The Optimal Output Is …

I went to a Pinot presentation and workshop hosted at Bramon and run by Jan Boland Coetzee. I met some interesting people and tasted some pretty fine wine. In conversation I asked a fellow attendee how many bottles he thought would be the minimum that a farm would need to produce in order to survive. He was emphatic that no-one could survive on an output of less than seventy thousand. Well, that was pretty bad news for me: at maximum production we hope to produce about six thousand bottles. That was a year or so ago. Since then I have come to understand that the “70,000 recipe” is nonsense. Any fool must know that every wine is different and that the number of bottles it takes to reach your break-even point is largely dependent on your cultivar and quality.

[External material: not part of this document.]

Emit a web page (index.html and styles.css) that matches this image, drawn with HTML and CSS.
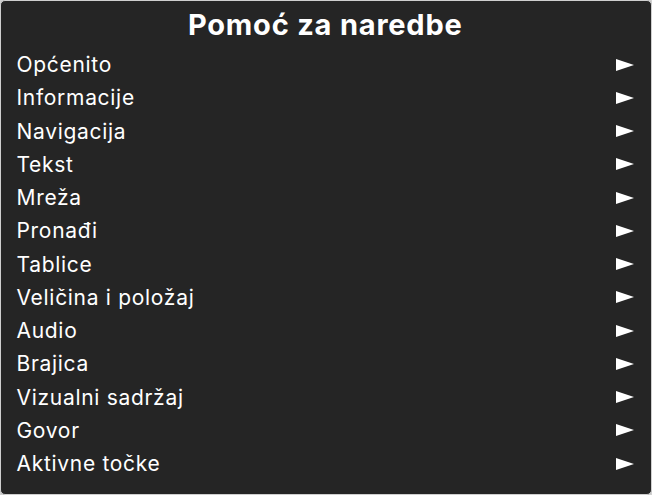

Looking back, I am amazed that I allowed myself to be so downcast by the pronouncements of that “expert”.

Having said this, the only way we will be able to survive in this game will be to produce a really superior wine and to capitalise on the novelty of the new region. So far, almost no-one here is doing Pinot. It is going to be a miracle if we pull it off but the signs so far are good and we are not looking for the kind of income that supports a lavish lifestyle. People are buying our wine (no doubt they have to drink half the bottle just to get over the shock of the price!), and the quality has improved with each harvest and promises to continue doing so.